Warning letters, 483s, Recalls, Import Alerts, Audit observations
USFDA inspected Jubilant Generics Limited facility in Roorkee, India, from January 25th to February 2nd, 2024. The USFDA 483 issued at the close of inspection by investigators Jaffrey P. Raimondi and Tamil Arasu cites deficiencies on cleaning validations, inadequate investigations, data integrity, process validation and controls. Summary of the four observations in the USFDA 483 are::
Investigations into unknown peaks in cleaning verification swab samples did not identify all peaks, no root cause was determined for the presence of drugs attributed to two of the unknown peaks identified.
Additional samples collected during investigation from manufacturing equipment revealed two OOS results, yet no root cause was established for the OOS findings. Concerning deviation investigation was not documented in the cleaning verification report.
These lapses led the FDA auditors to conclude that the cleaning validation and verification processes were deficient and unreliable.

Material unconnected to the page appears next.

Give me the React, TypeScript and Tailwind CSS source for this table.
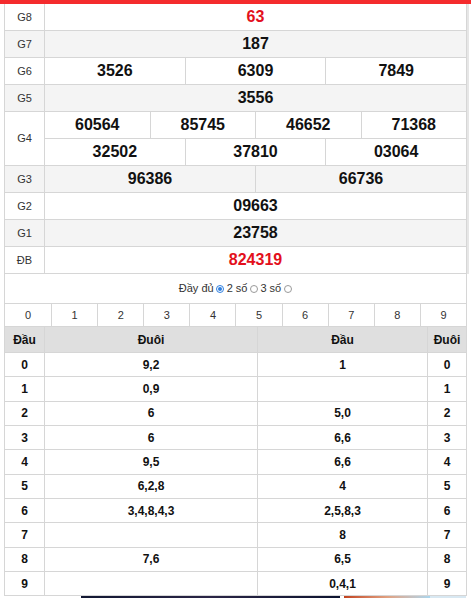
import React from "react";

type PrizeRow = { label: string; values: string[][]; red?: boolean; gray: boolean };

const prizes: PrizeRow[] = [
  { label: "G8", values: [["63"]], red: true, gray: false },
  { label: "G7", values: [["187"]], gray: true },
  { label: "G6", values: [["3526", "6309", "7849"]], gray: false },
  { label: "G5", values: [["3556"]], gray: true },
  { label: "G4", values: [["60564", "85745", "46652", "71368"], ["32502", "37810", "03064"]], gray: false },
  { label: "G3", values: [["96386", "66736"]], gray: true },
  { label: "G2", values: [["09663"]], gray: false },
  { label: "G1", values: [["23758"]], gray: true },
  { label: "ĐB", values: [["824319"]], red: true, gray: false },
];

const loto: [string, string, string, string][] = [
  ["0", "9,2", "1", "0"],
  ["1", "0,9", "", "1"],
  ["2", "6", "5,0", "2"],
  ["3", "6", "6,6", "3"],
  ["4", "9,5", "6,6", "4"],
  ["5", "6,2,8", "4", "5"],
  ["6", "3,4,8,4,3", "2,5,8,3", "6"],
  ["7", "", "8", "7"],
  ["8", "7,6", "6,5", "8"],
  ["9", "", "0,4,1", "9"],
];

function Radio({ checked }: { checked?: boolean }) {
  return checked ? (
    <span className="mx-[2.5px] inline-flex h-[8px] w-[8px] items-center justify-center rounded-full border border-[#2f7fe0] bg-white">
      <span className="h-[4px] w-[4px] rounded-full bg-[#2f7fe0]" />
    </span>
  ) : (
    <span className="mx-[2.5px] inline-block h-[8px] w-[8px] rounded-full border border-[#9a9a9a] bg-white" />
  );
}

export default function App() {
  return (
    <div className="relative h-[598px] w-[471px] overflow-hidden bg-white font-[family-name:'Liberation_Sans',Arial,sans-serif] text-[#000]">
      <div className="h-[4px] w-full bg-[#f42b2d]" />
      <div className="ml-[4px] w-[463px]">
        {/* Prize table */}
        <div className="border-x border-[#d6d6d6] shadow-[2px_0_0_#e6e6e6]">
          {prizes.map((p) => (
            <div key={p.label} className={`flex border-b border-[#d6d6d6] ${p.gray ? "bg-[#f4f4f4]" : "bg-white"}`}>
              <div className="flex w-[40px] shrink-0 items-center justify-center border-r border-[#d6d6d6] text-[11px] text-[#333]">
                {p.label}
              </div>
              <div className="flex flex-1 flex-col">
                {p.values.map((line, li) => (
                  <div
                    key={li}
                    className={`flex h-[26px] ${li > 0 ? "h-[27px] border-t border-[#d6d6d6]" : ""}`}
                  >
                    {line.map((v, vi) => (
                      <div
                        key={vi}
                        className={`flex flex-1 basis-0 items-center justify-center text-[16px] font-bold ${
                          vi > 0 ? "border-l border-[#d6d6d6]" : ""
                        } ${p.red ? "text-[#e3101c]" : "text-[#111]"}`}
                      >
                        {v}
                      </div>
                    ))}
                  </div>
                ))}
              </div>
            </div>
          ))}
        </div>

        {/* Options */}
        <div className="flex h-[30px] items-center justify-center border-x border-b border-[#d6d6d6] pl-[2px] text-[11px] text-[#333]">
          <span>Đầy đủ</span>
          <Radio checked />
          <span>2 số</span>
          <Radio />
          <span>3 số</span>
          <Radio />
        </div>

        {/* Digit row */}
        <div className="grid h-[23px] grid-cols-10 border-x border-b border-[#d6d6d6] text-[11px] text-[#333]">
          {["0", "1", "2", "3", "4", "5", "6", "7", "8", "9"].map((d, i) => (
            <div key={d} className={`flex items-center justify-center ${i > 0 ? "border-l border-[#d6d6d6]" : ""}`}>
              {d}
            </div>
          ))}
        </div>

        {/* Loto table */}
        <div className="border-x border-[#d6d6d6] text-[12px] font-bold text-[#111]">
          <div className="flex h-[26px] border-b border-[#d6d6d6] bg-[#dfdfdf]">
            <div className="flex w-[40px] items-center justify-center border-r border-[#d6d6d6]">Đầu</div>
            <div className="flex w-[213px] items-center justify-center border-r border-[#d6d6d6]">Đuôi</div>
            <div className="flex w-[170px] items-center justify-center border-r border-[#d6d6d6]">Đầu</div>
            <div className="flex flex-1 items-center justify-center">Đuôi</div>
          </div>
          {loto.map((r) => (
            <div key={r[0]} className="flex h-[24.33px] border-b border-[#d6d6d6] bg-white">
              <div className="flex w-[40px] items-center justify-center border-r border-[#d6d6d6]">{r[0]}</div>
              <div className="flex w-[213px] items-center justify-center border-r border-[#d6d6d6]">{r[1]}</div>
              <div className="flex w-[170px] items-center justify-center border-r border-[#d6d6d6]">{r[2]}</div>
              <div className="flex flex-1 items-center justify-center">{r[3]}</div>
            </div>
          ))}
        </div>
      </div>

      {/* Peek of an image below */}
      <div className="flex h-[3px]">
        <div className="w-[81px]" />
        <div className="w-[259px] bg-gradient-to-r from-[#121833] via-[#2a2546] to-[#0d1430]" />
        <div className="w-[4px]" />
        <div className="w-[86px] bg-gradient-to-r from-[#c0401c] via-[#e0a080] to-[#a9d6ee]" />
        <div className="w-[36px] bg-[#d8e8f2]" />
      </div>
    </div>
  );
}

Deficiencies reflecting breach of several elements of Data Integrity, ALCOA++ principles, and regulatory requirements for control of electronic records (21 CFR Part 11) were noted.
At least three investigation documents prepared outside the formal Electronic Document Management System (EDMS) were found among documents kept for shredding, with no reference in Track wise Deviation record or EDMS system. The shredder log was also found to deficient in that it fails to specify the type of documents destroyed (Attribution, Original)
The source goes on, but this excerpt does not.